**DATA EXCERPT:**

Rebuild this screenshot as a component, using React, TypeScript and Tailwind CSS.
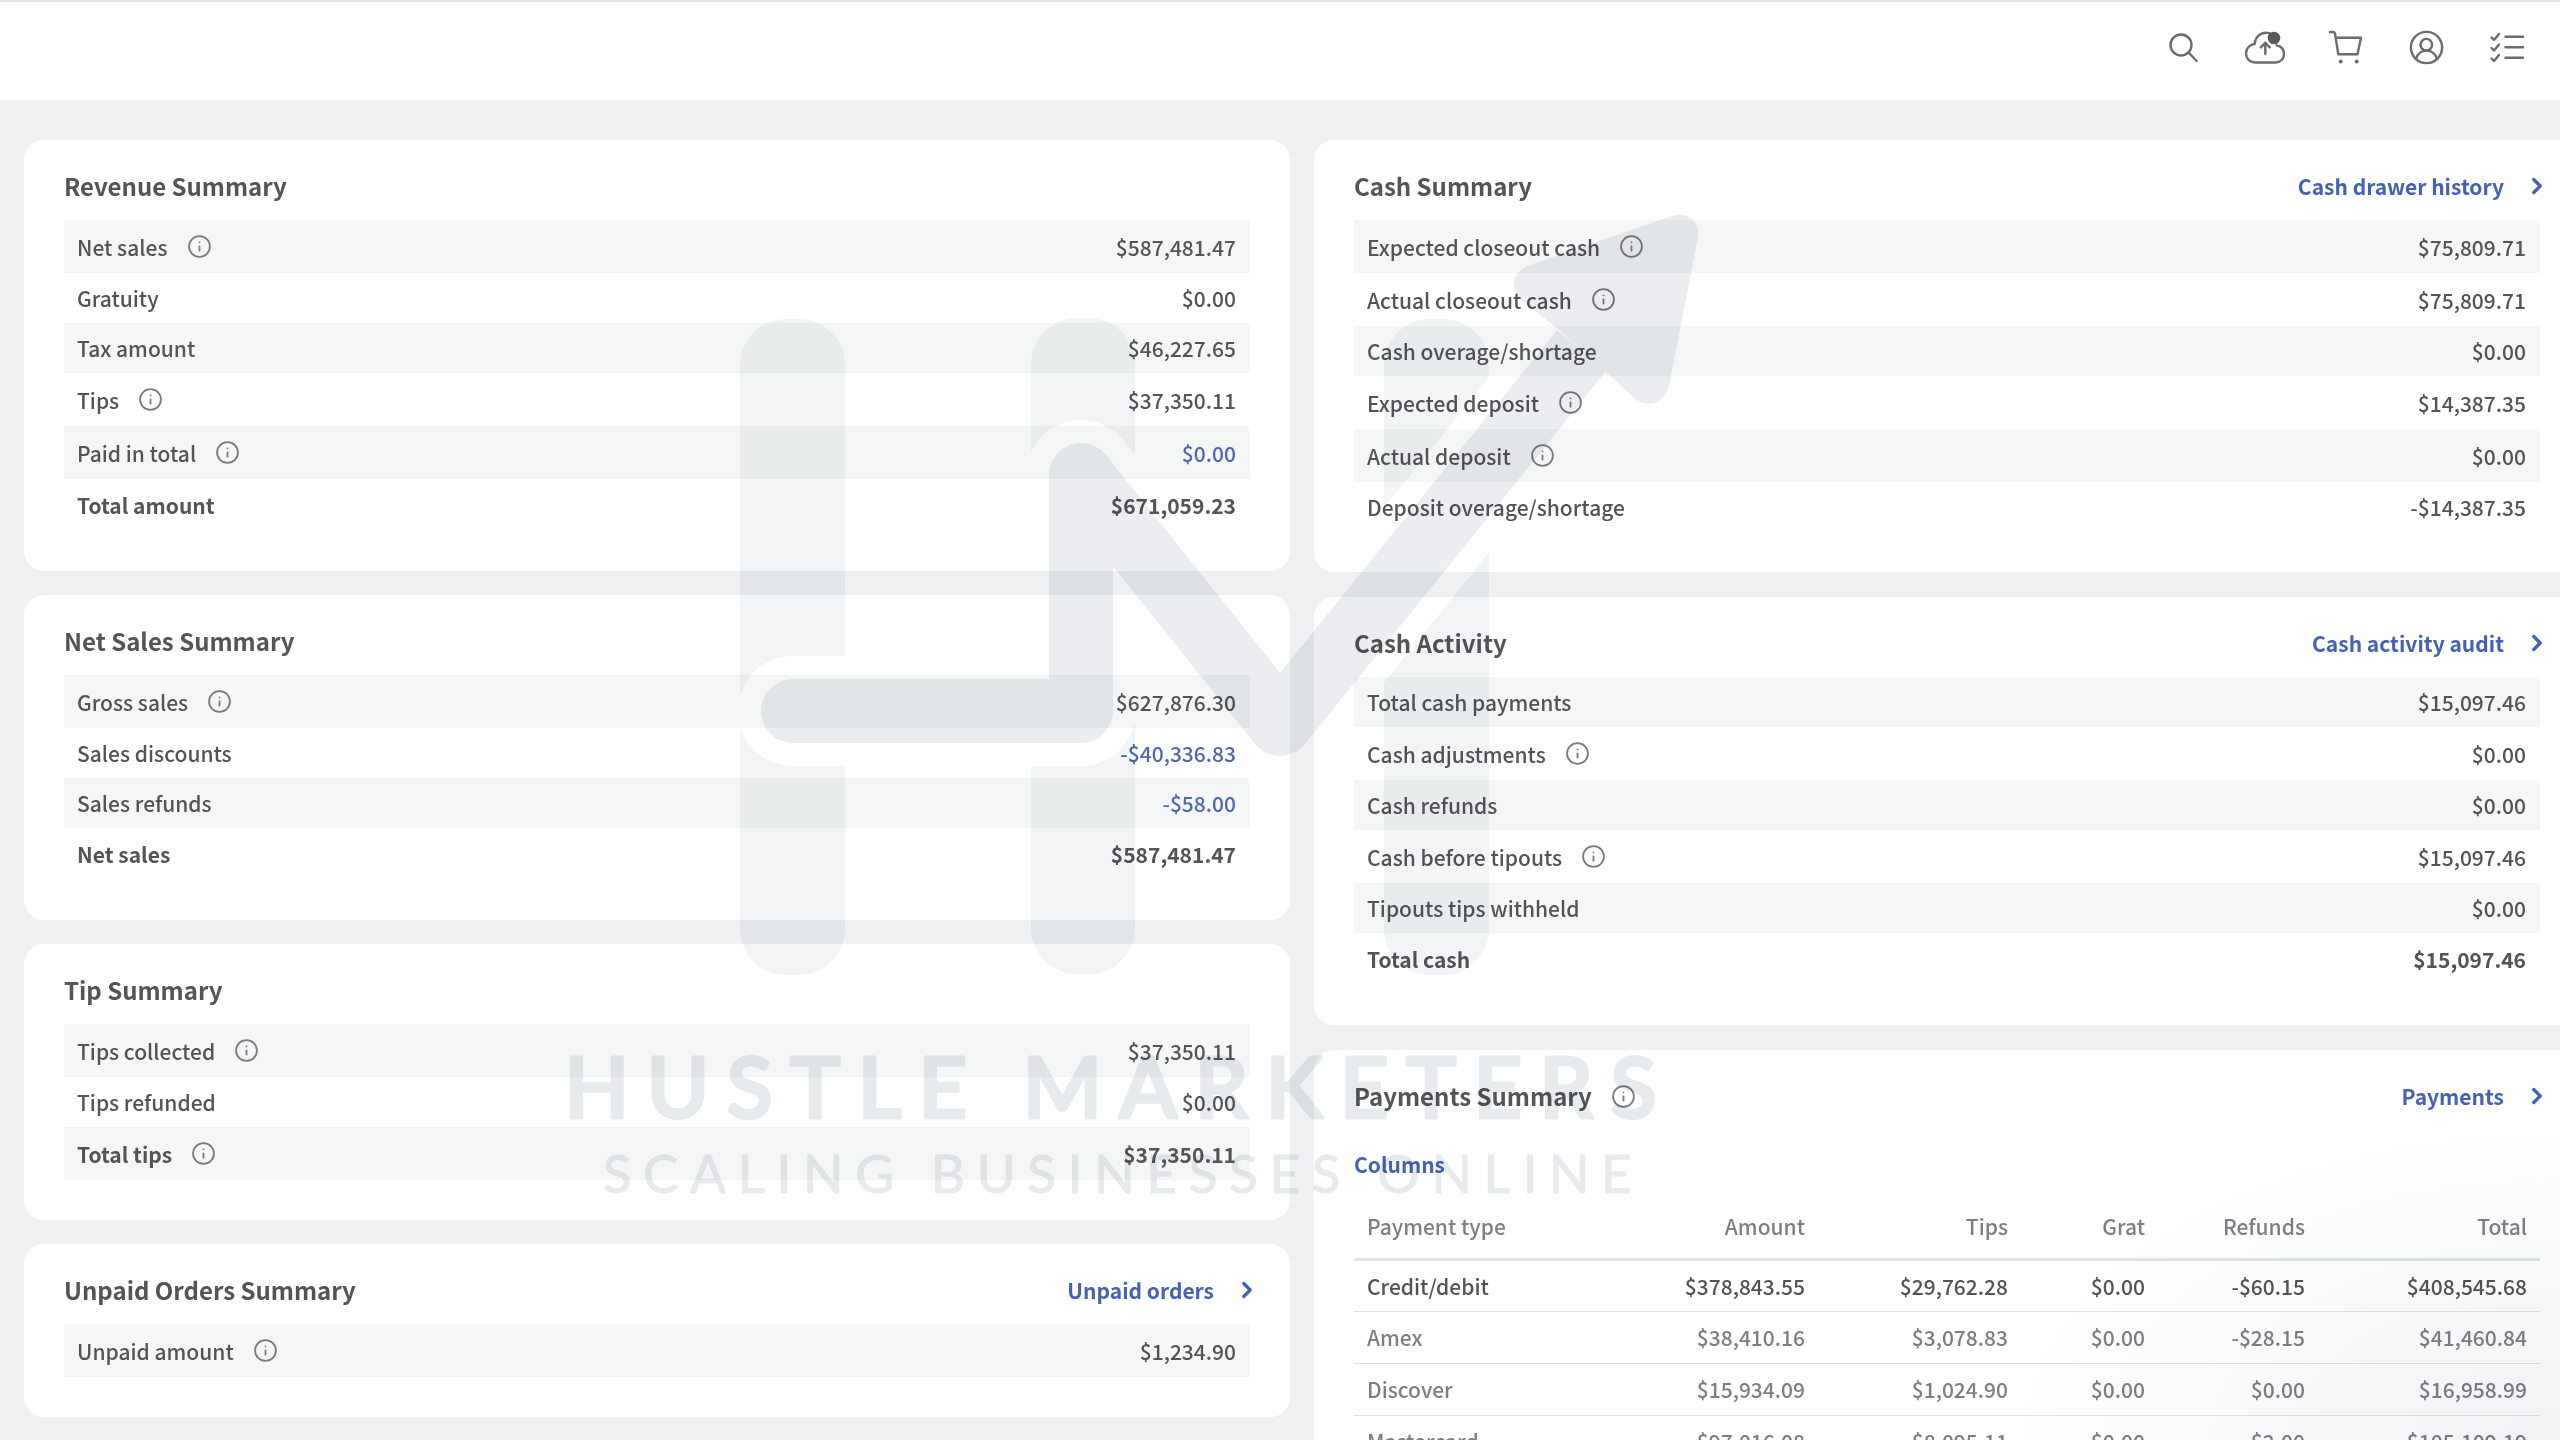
import { ReactNode } from 'react';
import { ChevronRight, Info } from 'lucide-react';

type Row = { label: string; value: string; info?: boolean; total?: boolean; link?: boolean };

const revenue: Row[] = [
  { label: 'Net sales', value: '$587,481.47', info: true },
  { label: 'Gratuity', value: '$0.00' },
  { label: 'Tax amount', value: '$46,227.65' },
  { label: 'Tips', value: '$37,350.11', info: true },
  { label: 'Paid in total', value: '$0.00', info: true, link: true },
  { label: 'Total amount', value: '$671,059.23', total: true },
];

const netSales: Row[] = [
  { label: 'Gross sales', value: '$627,876.30', info: true },
  { label: 'Sales discounts', value: '-$40,336.83', link: true },
  { label: 'Sales refunds', value: '-$58.00', link: true },
  { label: 'Net sales', value: '$587,481.47', total: true },
];

const tips: Row[] = [
  { label: 'Tips collected', value: '$37,350.11', info: true },
  { label: 'Tips refunded', value: '$0.00' },
  { label: 'Total tips', value: '$37,350.11', info: true, total: true },
];

const unpaid: Row[] = [{ label: 'Unpaid amount', value: '$1,234.90', info: true }];

const cashSummary: Row[] = [
  { label: 'Expected closeout cash', value: '$75,809.71', info: true },
  { label: 'Actual closeout cash', value: '$75,809.71', info: true },
  { label: 'Cash overage/shortage', value: '$0.00' },
  { label: 'Expected deposit', value: '$14,387.35', info: true },
  { label: 'Actual deposit', value: '$0.00', info: true },
  { label: 'Deposit overage/shortage', value: '-$14,387.35' },
];

const cashActivity: Row[] = [
  { label: 'Total cash payments', value: '$15,097.46' },
  { label: 'Cash adjustments', value: '$0.00', info: true },
  { label: 'Cash refunds', value: '$0.00' },
  { label: 'Cash before tipouts', value: '$15,097.46', info: true },
  { label: 'Tipouts tips withheld', value: '$0.00' },
  { label: 'Total cash', value: '$15,097.46', total: true },
];

const payments = [
  ['Credit/debit', '$378,843.55', '$29,762.28', '$0.00', '-$60.15', '$408,545.68'],
  ['Amex', '$38,410.16', '$3,078.83', '$0.00', '-$28.15', '$41,460.84'],
  ['Discover', '$15,934.09', '$1,024.90', '$0.00', '$0.00', '$16,958.99'],
  ['Mastercard', '$97,016.08', '$8,095.11', '$0.00', '-$2.00', '$105,109.19'],
];

function InfoButton({ label }: { label: string }) {
  return (
    <button type="button" aria-label={`About ${label}`} className="ml-[19px] text-[#7a7a83]">
      <Info size={25} strokeWidth={1.75} />
    </button>
  );
}

function Card({ title, link, info, children }: { title: string; link?: string; info?: boolean; children: ReactNode }) {
  return (
    <section className="rounded-[20px] bg-white px-10 pb-10">
      <header className="flex h-20 items-center justify-between pt-3">
        <div className="flex items-center">
          <h2 className="text-[24px] leading-8 font-bold">{title}</h2>
          {info && <InfoButton label={title} />}
        </div>
        {link && (
          <a href="#" className="-mr-2.5 flex items-center gap-5 text-[21px] leading-8 font-bold text-[#4561b4]">
            {link}
            <ChevronRight size={26} strokeWidth={3} />
          </a>
        )}
      </header>
      {children}
    </section>
  );
}

function SummaryTable({ rows }: { rows: Row[] }) {
  return (
    <table className="w-full text-[21px] leading-8">
      <tbody>
        {rows.map((row) => {
          const weight = row.total ? 'font-bold' : 'font-medium';
          return (
            <tr
              key={row.label}
              className={`odd:bg-[#f5f7f7] ${row.info ? 'h-[53px]' : row.total ? 'h-[52px]' : 'h-[50px]'}`}
            >
              <th scope="row" className={`p-0 pl-[13px] text-left ${weight}`}>
                <span className="flex items-center">
                  {row.label}
                  {row.info && <InfoButton label={row.label} />}
                </span>
              </th>
              <td className={`p-0 pr-[14px] text-right ${weight} ${row.link ? 'text-[#4f68b5]' : ''}`}>
                {row.link ? <a href="#">{row.value}</a> : row.value}
              </td>
            </tr>
          );
        })}
      </tbody>
    </table>
  );
}

function IconButton({ label, children }: { label: string; children: ReactNode }) {
  return (
    <button type="button" aria-label={label}>
      <svg
        className="size-10"
        viewBox="0 0 40 40"
        fill="none"
        stroke="currentColor"
        strokeWidth="2.4"
        strokeLinecap="round"
        strokeLinejoin="round"
      >
        {children}
      </svg>
    </button>
  );
}

function TopBar() {
  return (
    <header className="flex h-[100px] items-center justify-end gap-[41px] border-t-2 border-[#e3e7ea] bg-white pr-8 pb-1.5 text-[#6b6b72]">
      <IconButton label="Search">
        <circle cx="17" cy="17" r="10.5" />
        <path d="M24.7 24.7l8 8.3" />
      </IconButton>
      <IconButton label="Uploads">
        <path d="M27 6.4C25.3 5.3 23.2 4.8 21 4.8 14.8 4.8 10 9.6 9.7 16 4.8 16.4 1 20.4 1 25.4s4 9.1 9.3 9.1h20.2c5 0 8.5-3.8 8.5-8.5s-3-7.8-7.3-8.7" />
        <path d="M20.3 26V14.8M15.8 19.3l4.5-4.5 4.5 4.5" />
        <circle cx="29" cy="10" r="6.3" fill="#5a5a5c" stroke="none" />
      </IconButton>
      <IconButton label="Cart">
        <path d="M4 4h3.2c1 0 1.6.6 1.8 1.6l3.3 20.7h19.2L35 9.7H9.7" />
        <circle cx="14.7" cy="33.6" r="2" fill="currentColor" stroke="none" />
        <circle cx="30.7" cy="33.6" r="2" fill="currentColor" stroke="none" />
      </IconButton>
      <IconButton label="Account">
        <circle cx="19.5" cy="19.5" r="15.6" />
        <circle cx="19.3" cy="16.7" r="5.8" />
        <path d="M9 31c1.3-5 5.4-8.5 10.5-8.5S28.7 26 30 31" />
      </IconButton>
      <IconButton label="Tasks">
        <path d="M17.5 8.7H35M17.5 19.3H35M17.5 29.7H35" />
        <path d="M3.5 9.5L6 12l5-6M3.5 20L6 22.5l5-6M3.5 30.5L6 33l5-6" />
      </IconButton>
    </header>
  );
}

function Watermark() {
  return (
    <svg
      className="pointer-events-none absolute top-0 left-0 w-full mix-blend-multiply"
      viewBox="0 0 2560 1440"
      aria-hidden="true"
    >
      <defs>
        <path id="trend" d="M793 711H1081V475L1280 724L1582 350" />
        <mask id="gap" maskUnits="userSpaceOnUse" x="700" y="300" width="900" height="700">
          <rect x="700" y="300" width="900" height="700" fill="white" />
          <use href="#trend" fill="none" stroke="black" strokeWidth="110" strokeLinecap="round" strokeLinejoin="round" />
        </mask>
      </defs>
      <g fill="#f2f4f5" mask="url(#gap)">
        <rect x="740" y="319" width="105" height="656" rx="46" />
        <rect x="1031" y="318" width="104" height="656" rx="46" />
        <rect x="1384" y="319" width="105" height="656" rx="46" />
      </g>
      <use href="#trend" fill="none" stroke="#ebedf0" strokeWidth="64" strokeLinecap="butt" strokeLinejoin="round" />
      <path d="M793 679a32 32 0 0 0 0 64Z" fill="#ebedf0" />
      <path
        d="M1558 329L1521 300C1508 289 1513 271 1530 265L1672 216C1688 211 1700 221 1698 237L1669 386C1665 404 1645 409 1633 397L1606 372L1558 329Z"
        fill="#ebedf0"
      />
      <g
        fill="#e8ebee"
        stroke="#e8ebee"
        strokeLinejoin="round"
        textAnchor="middle"
        className="font-[Lato,sans-serif]"
      >
        <text x="1119" y="1118" strokeWidth="3" className="text-[85px] font-semibold tracking-[0.2em]">
          HUSTLE MARKETERS
        </text>
        <text x="1123" y="1193" strokeWidth="1" className="text-[53px] tracking-[0.22em]">
          SCALING BUSINESSES ONLINE
        </text>
      </g>
    </svg>
  );
}

export default function App() {
  return (
    <div className="relative h-screen overflow-hidden bg-[#eff1f2] font-['Noto_Sans_CJK_SC',sans-serif] text-[#545457]">
      <TopBar />
      <main className="-mr-5 grid grid-cols-2 items-start gap-6 pt-10 pl-6">
        <div className="flex flex-col gap-6">
          <Card title="Revenue Summary">
            <SummaryTable rows={revenue} />
          </Card>
          <Card title="Net Sales Summary">
            <SummaryTable rows={netSales} />
          </Card>
          <Card title="Tip Summary">
            <SummaryTable rows={tips} />
          </Card>
          <Card title="Unpaid Orders Summary" link="Unpaid orders">
            <SummaryTable rows={unpaid} />
          </Card>
        </div>
        <div className="flex flex-col gap-[25px]">
          <Card title="Cash Summary" link="Cash drawer history">
            <SummaryTable rows={cashSummary} />
          </Card>
          <Card title="Cash Activity" link="Cash activity audit">
            <SummaryTable rows={cashActivity} />
          </Card>
          <Card title="Payments Summary" link="Payments" info>
            <button type="button" className="mt-3.5 block text-[21px] leading-[40px] font-bold text-[#4561b4]">
              Columns
            </button>
            <table className="mt-[15px] w-full table-fixed text-[21px] leading-8 text-[#7e7e86]">
              <colgroup>
                <col />
                <col className="w-[213px]" />
                <col className="w-[203px]" />
                <col className="w-[137px]" />
                <col className="w-[160px]" />
                <col className="w-[222px]" />
              </colgroup>
              <thead>
                <tr className="h-[60px] border-b-3 border-[#e0e4e8]">
                  {['Payment type', 'Amount', 'Tips', 'Grat', 'Refunds', 'Total'].map((name) => (
                    <th key={name} scope="col" className="px-[13px] pt-0 pb-1 text-right font-medium first:text-left">
                      {name}
                    </th>
                  ))}
                </tr>
              </thead>
              <tbody>
                {payments.map((cells) => (
                  <tr key={cells[0]} className="h-[52px] border-b border-[#dfe3e6] font-medium first:text-[#545457]">
                    {cells.map((cell, i) => (
                      <td key={i} className="px-[13px] py-0 text-right first:text-left">
                        {cell}
                      </td>
                    ))}
                  </tr>
                ))}
              </tbody>
            </table>
          </Card>
        </div>
      </main>
      <Watermark />
      <div className="pointer-events-none absolute right-0 bottom-0 h-[320px] w-[560px] bg-[radial-gradient(ellipse_at_bottom_right,#f0f2f3,white_70%)] mix-blend-multiply" />
    </div>
  );
}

**TASK DESCRIPTION:** Repeat the listing above from its first line through the line that contains "string; value: string;", both included, and nothing more. Drop the pictures.

**OUTPUT BELOW:**
Rebuild this screenshot as a component, using React, TypeScript and Tailwind CSS.
import { ReactNode } from 'react';
import { ChevronRight, Info } from 'lucide-react';

type Row = { label: string; value: string; info?: boolean; total?: boolean; link?: boolean };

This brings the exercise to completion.